▸ **PROVIDED DATA**:
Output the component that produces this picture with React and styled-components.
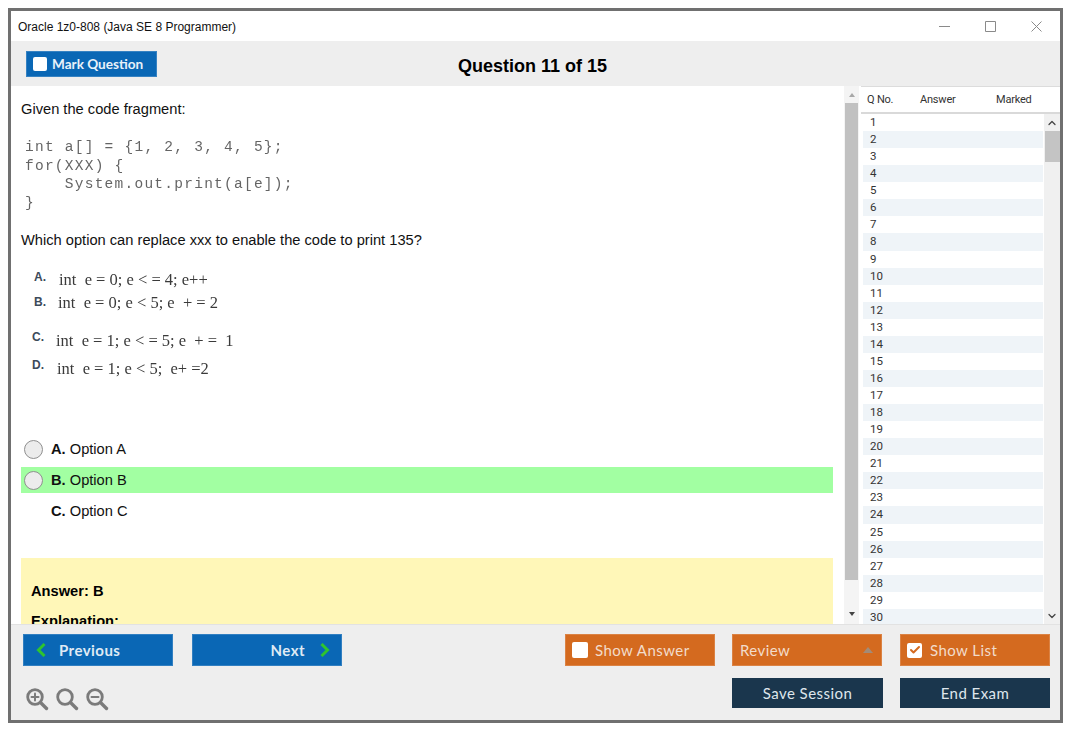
import React from "react";
import styled, { createGlobalStyle } from "styled-components";
import { ChevronUp, ChevronDown, Check } from "lucide-react";

const Global = createGlobalStyle`
  html, body { margin: 0; padding: 0; background: #fff; }
  body { width: 1075px; height: 735px; overflow: hidden; font-family: "Liberation Sans", Arial, sans-serif; }
`;

const Page = styled.div`
  padding: 8px 0 0 8px;
`;
const Window = styled.div`
  width: 1055px;
  height: 715px;
  box-sizing: border-box;
  border: 3px solid #707070;
  display: flex;
  flex-direction: column;
  background: #fff;
  overflow: hidden;
`;
const TitleBar = styled.div`
  height: 30px;
  flex: none;
  box-sizing: border-box;
  padding: 2px 0 0 7px;
  display: flex;
  align-items: center;
  justify-content: space-between;
  font-size: 12px;
  color: #111;
`;
const WinControls = styled.div`
  display: flex;
  align-items: center;
  gap: 35px;
  padding-right: 18px;
  margin-top: -2px;
  & svg { display: block; }
`;
const Toolbar = styled.div`
  height: 45px;
  flex: none;
  background: #eeeeee;
  display: flex;
  align-items: flex-start;
  position: relative;
`;
const MarkButton = styled.div`
  margin: 10px 0 0 15px;
  width: 131px;
  height: 26px;
  box-sizing: border-box;
  padding-left: 7px;
  background: #0a67b5;
  box-shadow: inset 0 0 0 1px rgba(255, 255, 255, .18);
  display: flex;
  align-items: center;
  gap: 5px;
  color: #e8f1f9;
  font: 700 13.6px "Lato", sans-serif;
`;
const WhiteBox = styled.span`
  width: ${(p) => p.$s || 14}px;
  height: ${(p) => p.$s || 14}px;
  border-radius: 2px;
  background: #fff;
  flex: none;
  display: flex;
  align-items: center;
  justify-content: center;
`;
const QuestionTitle = styled.div`
  position: absolute;
  left: 447px;
  top: 15px;
  font-size: 18px;
  font-weight: 700;
  color: #000;
`;
const Main = styled.div`
  flex: 1;
  min-height: 0;
  display: flex;
`;
const ContentPane = styled.div`
  width: 850px;
  flex: none;
  display: flex;
  overflow: hidden;
`;
const Content = styled.div`
  width: 812px;
  flex: none;
  padding: 13px 0 0 10px;
  font-size: 14.67px;
  color: #111;
`;
const Para = styled.div`
  height: 20px;
  line-height: 20px;
  margin-bottom: ${(p) => p.$after || 0}px;
`;
const Code = styled.pre`
  margin: 0 0 17px 4px;
  font: 14.5px/18.6px "Liberation Mono", monospace;
  letter-spacing: 1.25px;
  color: #4a4a4a;
  height: 75px;
  opacity: .85;
  filter: blur(.3px);
`;
const OptionImage = styled.div`
  height: 168px;
  padding-left: 13px;
  display: flex;
  flex-direction: column;
`;
const OptionLine = styled.div`
  display: flex;
  align-items: center;
  height: ${(p) => p.$h || 24}px;
  margin-top: ${(p) => p.$top || 0}px;
  margin-left: ${(p) => p.$left || 0}px;
`;
const OptLetter = styled.span`
  font-size: 12px;
  font-weight: 700;
  color: #3c4a5a;
  width: ${(p) => p.$w || 25}px;
  position: relative;
  top: ${(p) => p.$lift || 0}px;
`;
const OptCode = styled.span`
  font: 16.5px "Liberation Serif", serif;
  white-space: pre;
  color: #3a3a3a;
  filter: blur(.25px);
`;
const Choice = styled.div`
  height: 26px;
  display: flex;
  align-items: center;
  gap: 8px;
  margin-bottom: 5px;
  background: ${(p) => (p.$hit ? "#a2ffa2" : "transparent")};
  color: #111;
  padding-left: ${(p) => (p.$noRadio ? 30 : 3)}px;
  & b { font-weight: 700; }
`;
const Radio = styled.span`
  width: 17px;
  height: 17px;
  border-radius: 50%;
  border: 1px solid #8f8f8f;
  background: #ececec;
  flex: none;
`;
const AnswerBox = styled.div`
  margin-top: 34px;
  height: 120px;
  background: #fff7b8;
  padding: 24px 0 0 10px;
  font-weight: 700;
  color: #000;
`;
const AnswerLine = styled.div`
  height: 18px;
  line-height: 18px;
  margin-bottom: 12px;
`;
const ContentScroll = styled.div`
  width: 15px;
  margin-left: 11px;
  flex: none;
  background: #f4f4f4;
  display: flex;
  flex-direction: column;
  align-items: center;
`;
const ArrowUp = styled.div`
  height: 17px;
  flex: none;
  display: flex;
  align-items: center;
  &::before {
    content: "";
    border: 3.5px solid transparent;
    border-top: 0;
    border-bottom: 4px solid #a8a8a8;
  }
`;
const ArrowDown = styled.div`
  margin-top: auto;
  height: 20px;
  display: flex;
  align-items: center;
  &::before {
    content: "";
    border: 3.5px solid transparent;
    border-bottom: 0;
    border-top: 4px solid #444;
  }
`;
const ContentThumb = styled.div`
  width: 13px;
  height: 477px;
  flex: none;
  background: #c1c1c1;
`;
const ListPane = styled.div`
  flex: 1;
  min-width: 0;
  display: flex;
  flex-direction: column;
  background: #fff;
  border-top: 1px solid #dcdcdc;
`;
const ListHeader = styled.div`
  height: 27px;
  flex: none;
  box-sizing: border-box;
  border-bottom: 2px solid #d9d9d9;
  display: grid;
  grid-template-columns: 53px 76px 1fr;
  align-items: center;
  font: 11px "Roboto", sans-serif;
  letter-spacing: -.2px;
  color: #333;
  padding-left: 6px;
`;
const ListBody = styled.div`
  flex: 1;
  min-height: 0;
  display: flex;
  overflow: hidden;
`;
const Rows = styled.div`
  width: 180px;
  margin-left: 2px;
  flex: none;
`;
const Row = styled.div`
  height: 17.07px;
  padding-left: 7px;
  font: 11.5px/17px "Roboto", sans-serif;
  color: #333;
  background: ${(p) => (p.$alt ? "#eff4f8" : "#fff")};
`;
const ListScroll = styled.div`
  width: 16px;
  margin-left: 1px;
  flex: none;
  background: #f0f0f0;
  display: flex;
  flex-direction: column;
  align-items: center;
  color: #444;
`;
const ScrollCap = styled.div`
  height: 17px;
  flex: none;
  display: flex;
  align-items: center;
  margin-top: ${(p) => (p.$end ? "auto" : 0)};
`;
const ListThumb = styled.div`
  width: 15px;
  height: 31px;
  flex: none;
  background: #c4c4c4;
`;
const Footer = styled.div`
  height: 96px;
  flex: none;
  box-sizing: border-box;
  background: #eeeeee;
  border-top: 1px solid #e2e2e2;
  padding: 9px 10px 0 12px;
  display: grid;
  grid-template-columns: 319px 1fr 150px 150px;
  grid-template-rows: 32px 30px;
  column-gap: 18px;
  row-gap: 12px;
`;
const NavGroup = styled.div`
  display: flex;
  gap: 19px;
`;
const ActionButton = styled.div`
  box-sizing: border-box;
  width: ${(p) => p.$w || 150}px;
  height: 100%;
  flex: none;
  background: ${(p) => p.$bg};
  color: ${(p) => p.$fg || "#f2dccb"};
  box-shadow: ${(p) => (p.$flat ? "none" : "inset 0 0 0 1px rgba(255, 255, 255, .16)")};
  display: flex;
  align-items: center;
  justify-content: ${(p) => p.$justify || "flex-start"};
  gap: ${(p) => p.$gap || 7}px;
  padding: 0 ${(p) => p.$pr || 8}px 0 ${(p) => p.$pl || 8}px;
  font: ${(p) => p.$weight || 400} 15px "Lato", sans-serif;
  letter-spacing: .45px;
  & svg { flex: none; }
`;
const Cell = styled.div`
  grid-column: ${(p) => p.$col};
  grid-row: ${(p) => p.$row};
  display: flex;
  justify-content: ${(p) => p.$justify || "flex-start"};
  margin-right: ${(p) => p.$mr || 0}px;
`;
const Zooms = styled.div`
  grid-column: 1;
  grid-row: 2;
  display: flex;
  gap: 6px;
  padding: 9px 0 0 2px;
`;
const Triangle = styled.span`
  margin-left: auto;
  margin-right: 1px;
  border: 5px solid transparent;
  border-top: 0;
  border-bottom: 6px solid #a38b78;
`;

const ZoomIcon = ({ kind }) => (
  <svg width="24" height="24" viewBox="0 0 24 24" fill="none" stroke="#7b7b7b" strokeWidth="2.8" strokeLinecap="round">
    <circle cx="10" cy="10" r="7.3" />
    <path d="M15.5 15.5L21.5 21.5" strokeWidth="3.4" />
    {kind !== "reset" && <path d="M6.5 10H13.5" strokeWidth="2" />}
    {kind === "plus" && <path d="M10 6.5V13.5" strokeWidth="2" />}
  </svg>
);

const Chevron = ({ dir }) => (
  <svg width="10" height="14" viewBox="0 0 10 14" fill="none" stroke="#2fc42f" strokeWidth="3">
    <path d={dir === "left" ? "M8.5 1L2.5 7L8.5 13" : "M1.5 1L7.5 7L1.5 13"} />
  </svg>
);

const WinIcon = ({ d, h = 11, w = 11 }) => (
  <svg width={w} height={h} viewBox={`0 0 ${w} ${h}`} fill="none" stroke="#8a8a8a" strokeWidth="1">
    <path d={d} />
  </svg>
);

const rows = Array.from({ length: 30 }, (_, i) => i + 1);

export default function App() {
  return (
    <Page>
      <Global />
      <Window>
        <TitleBar>
          Oracle 1z0-808 (Java SE 8 Programmer)
          <WinControls>
            <WinIcon d="M0 5.5H11" />
            <WinIcon d="M.5 .5H10.5V10.5H.5Z" />
            <WinIcon d="M.5 .5L10.5 10.5M10.5 .5L.5 10.5" />
          </WinControls>
        </TitleBar>
        <Toolbar>
          <MarkButton><WhiteBox />Mark Question</MarkButton>
          <QuestionTitle>Question 11 of 15</QuestionTitle>
        </Toolbar>
        <Main>
          <ContentPane>
            <Content>
              <Para $after={19}>Given the code fragment:</Para>
              <Code>{"int a[] = {1, 2, 3, 4, 5};\nfor(XXX) {\n    System.out.print(a[e]);\n}"}</Code>
              <Para $after={18}>Which option can replace xxx to enable the code to print 135?</Para>
              <OptionImage>
                <OptionLine $h={23}><OptLetter $w={25} $lift={-3}>A.</OptLetter><OptCode>int  e = 0; e &lt; = 4; e++</OptCode></OptionLine>
                <OptionLine><OptLetter $w={24} $lift={-1}>B.</OptLetter><OptCode>int  e = 0; e &lt; 5; e  + = 2</OptCode></OptionLine>
                <OptionLine $top={14} $left={-2}><OptLetter $w={24} $lift={-4}>C.</OptLetter><OptCode>int  e = 1; e &lt; = 5; e  + =  1</OptCode></OptionLine>
                <OptionLine $top={4} $left={-2}><OptLetter $w={25} $lift={-4}>D.</OptLetter><OptCode>int  e = 1; e &lt; 5;  e+ =2</OptCode></OptionLine>
              </OptionImage>
              <Choice><Radio /><span><b>A.</b> Option A</span></Choice>
              <Choice $hit><Radio /><span><b>B.</b> Option B</span></Choice>
              <Choice $noRadio><span><b>C.</b> Option C</span></Choice>
              <AnswerBox>
                <AnswerLine>Answer: B</AnswerLine>
                <AnswerLine>Explanation:</AnswerLine>
              </AnswerBox>
            </Content>
            <ContentScroll>
              <ArrowUp />
              <ContentThumb />
              <ArrowDown />
            </ContentScroll>
          </ContentPane>
          <ListPane>
            <ListHeader><span>Q No.</span><span>Answer</span><span>Marked</span></ListHeader>
            <ListBody>
              <Rows>{rows.map((n) => <Row key={n} $alt={n % 2 === 0}>{n}</Row>)}</Rows>
              <ListScroll>
                <ScrollCap><ChevronUp size={12} strokeWidth={2.5} /></ScrollCap>
                <ListThumb />
                <ScrollCap $end><ChevronDown size={12} strokeWidth={2.5} /></ScrollCap>
              </ListScroll>
            </ListBody>
          </ListPane>
        </Main>
        <Footer>
          <NavGroup>
            <ActionButton $bg="#0a67b5" $fg="#dfeaf4" $weight={700} $gap={13} $pl={13}>
              <Chevron dir="left" />Previous
            </ActionButton>
            <ActionButton $bg="#0a67b5" $fg="#dfeaf4" $weight={700} $justify="flex-end" $gap={15} $pr={12}>
              Next<Chevron dir="right" />
            </ActionButton>
          </NavGroup>
          <Cell $col={2} $row={1} $justify="flex-end" $mr={-1}>
            <ActionButton $bg="#d46a1f" $pl={7} $gap={7}><WhiteBox $s={16} />Show Answer</ActionButton>
          </Cell>
          <Cell $col={3} $row={1}>
            <ActionButton $bg="#d46a1f">Review<Triangle /></ActionButton>
          </Cell>
          <Cell $col={4} $row={1}>
            <ActionButton $bg="#d46a1f" $pl={7} $gap={8}>
              <WhiteBox $s={15}><Check size={12} color="#d46a1f" strokeWidth={4} /></WhiteBox>Show List
            </ActionButton>
          </Cell>
          <Zooms>
            <ZoomIcon kind="plus" /><ZoomIcon kind="reset" /><ZoomIcon kind="minus" />
          </Zooms>
          <Cell $col={3} $row={2}>
            <ActionButton $bg="#1a364d" $fg="#dfe6ec" $justify="center" $w={151} $flat>Save Session</ActionButton>
          </Cell>
          <Cell $col={4} $row={2}>
            <ActionButton $bg="#1a364d" $fg="#dfe6ec" $justify="center" $flat>End Exam</ActionButton>
          </Cell>
        </Footer>
      </Window>
    </Page>
  );
}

▸ **EXERCISE PROMPT**: From the first line above to the line containing "ChevronUp, ChevronDown, Check", repeat each line exactly. Pictures stay out.

▸ **RESPONSE TO THIS EXERCISE**:
Output the component that produces this picture with React and styled-components.
import React from "react";
import styled, { createGlobalStyle } from "styled-components";
import { ChevronUp, ChevronDown, Check } from "lucide-react";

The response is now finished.